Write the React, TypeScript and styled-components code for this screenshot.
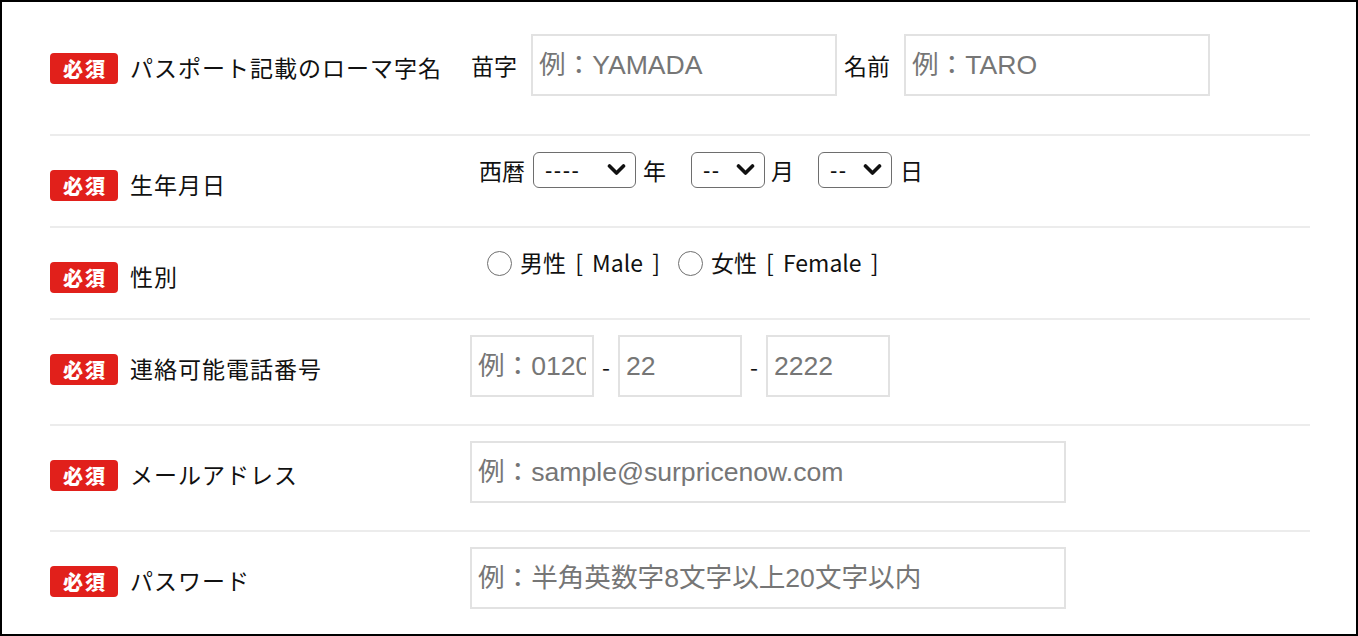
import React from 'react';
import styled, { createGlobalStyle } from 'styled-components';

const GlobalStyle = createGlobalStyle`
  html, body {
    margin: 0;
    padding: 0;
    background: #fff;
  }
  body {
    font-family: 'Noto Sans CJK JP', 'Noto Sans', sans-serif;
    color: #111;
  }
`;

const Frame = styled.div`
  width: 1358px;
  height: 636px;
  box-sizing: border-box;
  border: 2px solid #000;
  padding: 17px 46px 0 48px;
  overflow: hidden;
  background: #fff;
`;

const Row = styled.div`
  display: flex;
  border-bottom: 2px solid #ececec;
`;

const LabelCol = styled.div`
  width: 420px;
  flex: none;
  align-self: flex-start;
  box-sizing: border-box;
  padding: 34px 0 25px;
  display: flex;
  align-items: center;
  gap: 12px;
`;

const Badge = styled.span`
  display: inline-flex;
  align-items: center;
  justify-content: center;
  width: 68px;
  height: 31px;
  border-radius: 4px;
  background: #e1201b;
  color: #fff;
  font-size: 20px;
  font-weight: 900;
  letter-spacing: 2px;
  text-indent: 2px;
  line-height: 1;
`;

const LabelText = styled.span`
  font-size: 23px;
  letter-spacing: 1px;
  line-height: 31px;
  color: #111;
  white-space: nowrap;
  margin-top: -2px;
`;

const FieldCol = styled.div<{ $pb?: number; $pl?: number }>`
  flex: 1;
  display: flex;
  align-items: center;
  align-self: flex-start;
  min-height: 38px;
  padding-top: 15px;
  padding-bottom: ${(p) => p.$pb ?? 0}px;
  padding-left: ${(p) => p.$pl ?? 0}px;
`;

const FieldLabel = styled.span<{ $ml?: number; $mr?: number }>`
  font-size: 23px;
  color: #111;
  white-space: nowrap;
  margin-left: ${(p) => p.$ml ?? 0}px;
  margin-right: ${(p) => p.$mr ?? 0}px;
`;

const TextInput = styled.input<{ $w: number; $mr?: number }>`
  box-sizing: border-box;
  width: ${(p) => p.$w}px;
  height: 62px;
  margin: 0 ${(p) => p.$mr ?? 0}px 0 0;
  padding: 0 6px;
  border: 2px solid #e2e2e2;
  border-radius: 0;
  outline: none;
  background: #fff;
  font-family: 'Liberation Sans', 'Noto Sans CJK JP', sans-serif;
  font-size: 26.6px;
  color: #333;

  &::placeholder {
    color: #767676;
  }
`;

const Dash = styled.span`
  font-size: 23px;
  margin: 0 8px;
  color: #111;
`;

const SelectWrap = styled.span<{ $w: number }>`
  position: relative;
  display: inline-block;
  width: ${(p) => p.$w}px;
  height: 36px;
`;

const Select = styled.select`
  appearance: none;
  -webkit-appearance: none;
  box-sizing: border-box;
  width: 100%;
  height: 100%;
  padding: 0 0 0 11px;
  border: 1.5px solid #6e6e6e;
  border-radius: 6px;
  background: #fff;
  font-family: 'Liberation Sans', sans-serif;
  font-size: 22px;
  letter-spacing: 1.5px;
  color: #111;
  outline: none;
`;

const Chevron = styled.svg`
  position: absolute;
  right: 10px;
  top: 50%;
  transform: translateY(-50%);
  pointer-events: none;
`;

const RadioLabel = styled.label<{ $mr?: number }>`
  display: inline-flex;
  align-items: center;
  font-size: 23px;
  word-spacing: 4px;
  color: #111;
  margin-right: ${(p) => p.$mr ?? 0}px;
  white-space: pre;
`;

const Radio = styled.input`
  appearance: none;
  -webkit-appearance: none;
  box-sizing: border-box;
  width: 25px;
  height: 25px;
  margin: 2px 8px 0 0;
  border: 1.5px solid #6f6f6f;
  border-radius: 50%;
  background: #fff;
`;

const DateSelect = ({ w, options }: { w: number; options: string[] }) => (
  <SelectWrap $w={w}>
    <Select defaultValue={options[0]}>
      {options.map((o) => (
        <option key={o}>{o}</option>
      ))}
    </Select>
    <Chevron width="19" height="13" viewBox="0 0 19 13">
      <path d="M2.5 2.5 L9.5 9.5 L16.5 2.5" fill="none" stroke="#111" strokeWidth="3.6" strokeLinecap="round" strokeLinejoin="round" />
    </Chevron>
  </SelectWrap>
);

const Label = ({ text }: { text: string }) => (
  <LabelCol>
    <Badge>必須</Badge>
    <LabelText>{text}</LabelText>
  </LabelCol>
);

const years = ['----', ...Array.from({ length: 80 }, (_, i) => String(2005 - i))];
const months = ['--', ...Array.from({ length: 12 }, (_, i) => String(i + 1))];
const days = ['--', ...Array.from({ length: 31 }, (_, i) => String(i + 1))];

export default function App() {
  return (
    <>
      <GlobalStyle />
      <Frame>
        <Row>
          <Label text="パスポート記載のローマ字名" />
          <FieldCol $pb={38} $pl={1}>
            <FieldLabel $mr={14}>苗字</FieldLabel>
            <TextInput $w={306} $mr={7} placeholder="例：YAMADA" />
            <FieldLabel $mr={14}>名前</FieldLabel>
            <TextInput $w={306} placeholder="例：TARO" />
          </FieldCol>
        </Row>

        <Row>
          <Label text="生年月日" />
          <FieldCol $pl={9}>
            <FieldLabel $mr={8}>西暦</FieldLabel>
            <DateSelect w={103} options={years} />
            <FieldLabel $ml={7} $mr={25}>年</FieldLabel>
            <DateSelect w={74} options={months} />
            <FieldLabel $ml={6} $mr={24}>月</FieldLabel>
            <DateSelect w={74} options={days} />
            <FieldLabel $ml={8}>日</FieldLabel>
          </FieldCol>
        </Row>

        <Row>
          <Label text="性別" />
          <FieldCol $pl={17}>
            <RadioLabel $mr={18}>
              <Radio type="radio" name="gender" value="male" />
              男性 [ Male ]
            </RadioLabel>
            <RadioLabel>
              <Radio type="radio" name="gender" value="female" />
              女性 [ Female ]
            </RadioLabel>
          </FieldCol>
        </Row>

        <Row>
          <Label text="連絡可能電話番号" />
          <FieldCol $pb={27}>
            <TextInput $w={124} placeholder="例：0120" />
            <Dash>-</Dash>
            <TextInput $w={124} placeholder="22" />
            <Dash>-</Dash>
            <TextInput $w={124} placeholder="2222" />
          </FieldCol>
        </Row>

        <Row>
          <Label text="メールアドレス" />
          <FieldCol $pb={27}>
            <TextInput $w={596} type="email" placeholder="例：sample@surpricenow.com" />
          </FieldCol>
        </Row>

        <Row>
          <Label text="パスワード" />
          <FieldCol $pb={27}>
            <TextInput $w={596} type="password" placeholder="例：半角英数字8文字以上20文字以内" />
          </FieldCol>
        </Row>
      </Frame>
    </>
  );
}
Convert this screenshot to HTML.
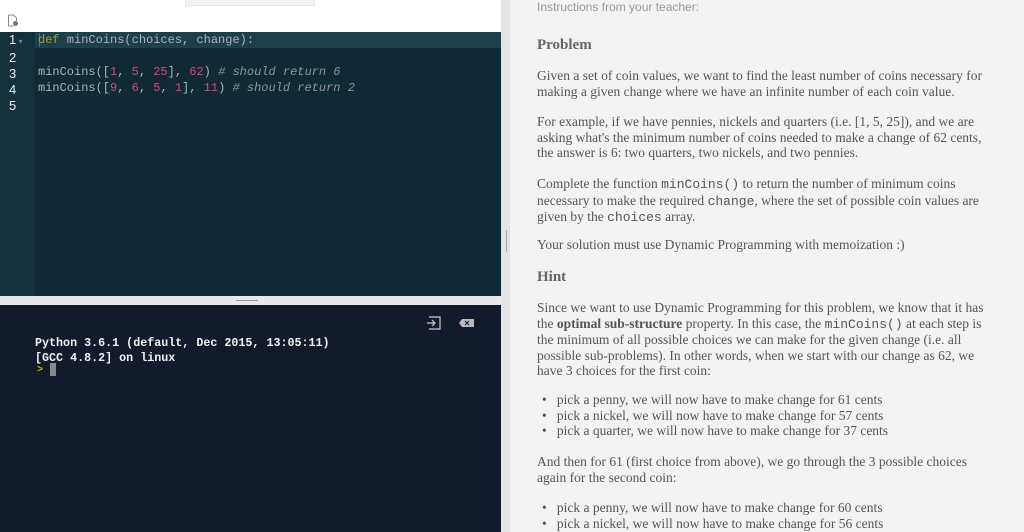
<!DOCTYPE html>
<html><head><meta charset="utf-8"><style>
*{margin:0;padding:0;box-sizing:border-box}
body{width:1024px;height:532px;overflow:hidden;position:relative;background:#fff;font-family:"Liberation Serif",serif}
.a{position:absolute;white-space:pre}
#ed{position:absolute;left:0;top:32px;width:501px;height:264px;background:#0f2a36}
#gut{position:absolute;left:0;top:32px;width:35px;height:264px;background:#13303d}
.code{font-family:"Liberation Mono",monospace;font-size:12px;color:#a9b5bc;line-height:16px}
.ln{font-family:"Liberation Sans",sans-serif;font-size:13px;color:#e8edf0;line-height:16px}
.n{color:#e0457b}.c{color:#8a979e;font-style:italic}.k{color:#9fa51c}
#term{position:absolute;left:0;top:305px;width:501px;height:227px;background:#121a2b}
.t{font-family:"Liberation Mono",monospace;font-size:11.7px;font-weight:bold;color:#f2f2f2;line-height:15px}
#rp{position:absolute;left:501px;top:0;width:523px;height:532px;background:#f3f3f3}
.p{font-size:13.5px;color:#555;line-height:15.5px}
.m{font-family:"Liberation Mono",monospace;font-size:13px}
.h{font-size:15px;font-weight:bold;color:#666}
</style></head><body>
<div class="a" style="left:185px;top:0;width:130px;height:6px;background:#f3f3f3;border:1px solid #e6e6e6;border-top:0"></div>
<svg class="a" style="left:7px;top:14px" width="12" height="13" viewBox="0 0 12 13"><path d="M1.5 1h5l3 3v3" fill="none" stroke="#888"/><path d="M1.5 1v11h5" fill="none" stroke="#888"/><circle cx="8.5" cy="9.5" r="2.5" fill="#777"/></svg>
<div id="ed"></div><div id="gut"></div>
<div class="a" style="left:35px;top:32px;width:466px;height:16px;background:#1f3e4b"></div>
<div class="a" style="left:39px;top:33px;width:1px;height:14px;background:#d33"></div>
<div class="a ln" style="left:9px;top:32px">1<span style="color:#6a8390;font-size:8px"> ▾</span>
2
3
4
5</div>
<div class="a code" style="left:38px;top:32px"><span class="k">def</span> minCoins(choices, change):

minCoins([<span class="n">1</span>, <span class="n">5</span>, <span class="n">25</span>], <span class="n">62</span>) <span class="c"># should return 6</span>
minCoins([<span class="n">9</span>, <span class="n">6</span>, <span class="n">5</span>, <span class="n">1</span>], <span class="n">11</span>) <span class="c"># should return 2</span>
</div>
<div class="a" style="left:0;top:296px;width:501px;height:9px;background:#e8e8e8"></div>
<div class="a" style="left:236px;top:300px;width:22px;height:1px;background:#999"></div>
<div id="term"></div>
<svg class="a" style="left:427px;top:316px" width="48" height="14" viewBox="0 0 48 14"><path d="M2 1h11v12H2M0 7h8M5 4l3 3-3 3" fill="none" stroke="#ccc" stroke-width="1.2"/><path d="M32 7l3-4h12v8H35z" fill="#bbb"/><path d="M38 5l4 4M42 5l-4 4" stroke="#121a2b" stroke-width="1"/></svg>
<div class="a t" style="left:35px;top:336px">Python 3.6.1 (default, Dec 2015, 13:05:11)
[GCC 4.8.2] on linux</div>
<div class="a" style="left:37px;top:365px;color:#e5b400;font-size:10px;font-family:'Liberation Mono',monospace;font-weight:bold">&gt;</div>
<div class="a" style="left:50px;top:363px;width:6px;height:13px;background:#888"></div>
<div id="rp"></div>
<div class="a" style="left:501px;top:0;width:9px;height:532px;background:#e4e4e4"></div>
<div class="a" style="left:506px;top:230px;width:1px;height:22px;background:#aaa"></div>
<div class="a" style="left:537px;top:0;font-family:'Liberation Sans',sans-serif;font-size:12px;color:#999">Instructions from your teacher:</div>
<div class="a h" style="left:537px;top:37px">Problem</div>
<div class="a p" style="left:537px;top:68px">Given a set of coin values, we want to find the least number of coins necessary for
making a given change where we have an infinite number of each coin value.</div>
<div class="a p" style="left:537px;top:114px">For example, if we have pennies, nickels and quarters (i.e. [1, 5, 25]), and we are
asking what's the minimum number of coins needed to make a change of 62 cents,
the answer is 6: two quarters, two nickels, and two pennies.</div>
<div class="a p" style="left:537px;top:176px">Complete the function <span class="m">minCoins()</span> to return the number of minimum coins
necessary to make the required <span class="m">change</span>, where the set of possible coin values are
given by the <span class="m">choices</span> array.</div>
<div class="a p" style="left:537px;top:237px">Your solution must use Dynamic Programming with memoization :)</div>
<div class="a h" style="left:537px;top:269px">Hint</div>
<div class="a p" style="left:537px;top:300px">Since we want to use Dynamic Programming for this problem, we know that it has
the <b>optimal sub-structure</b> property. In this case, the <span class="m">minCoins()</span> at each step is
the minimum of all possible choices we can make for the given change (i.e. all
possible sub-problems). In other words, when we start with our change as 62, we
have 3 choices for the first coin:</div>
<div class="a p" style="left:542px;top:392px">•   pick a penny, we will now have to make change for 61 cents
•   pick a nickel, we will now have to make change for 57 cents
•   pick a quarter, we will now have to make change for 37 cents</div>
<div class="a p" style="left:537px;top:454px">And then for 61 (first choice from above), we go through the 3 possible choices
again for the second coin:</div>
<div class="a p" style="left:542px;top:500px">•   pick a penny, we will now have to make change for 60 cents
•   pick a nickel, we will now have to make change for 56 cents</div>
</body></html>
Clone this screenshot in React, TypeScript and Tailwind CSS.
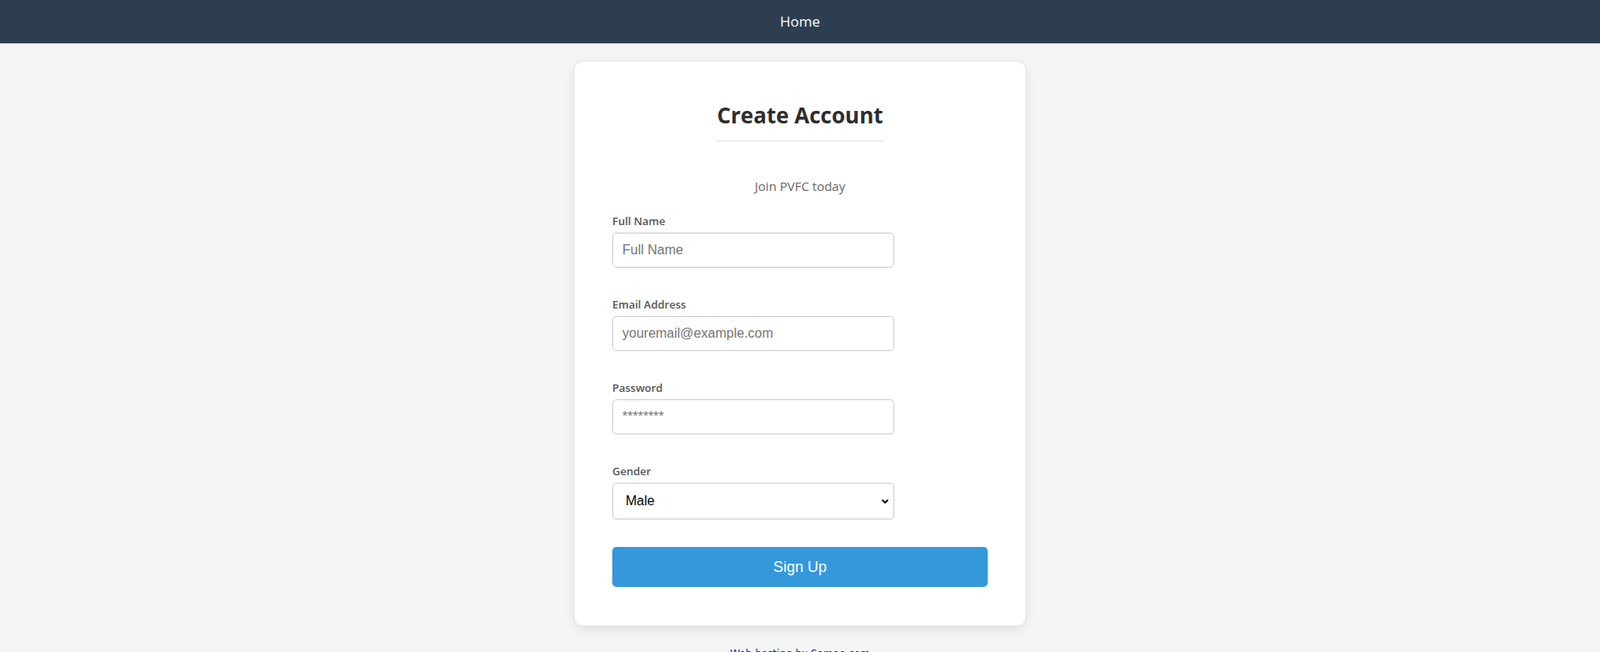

◆ ◆ ◆ ◆ ◆ ◆ ◆

• SHORT EXERCISE: Gather all lines from the listing above in which "this" occurs.

• EXERCISE OUTPUT:
Write the React, TypeScript and styled-components code for this screenshot.
Convert this screenshot to HTML.
<div class="a p" style="left:537px;top:300px">Since we want to use Dynamic Programming for this problem, we know that it has
the <b>optimal sub-structure</b> property. In this case, the <span class="m">minCoins()</span> at each step is
Clone this screenshot in React, TypeScript and Tailwind CSS.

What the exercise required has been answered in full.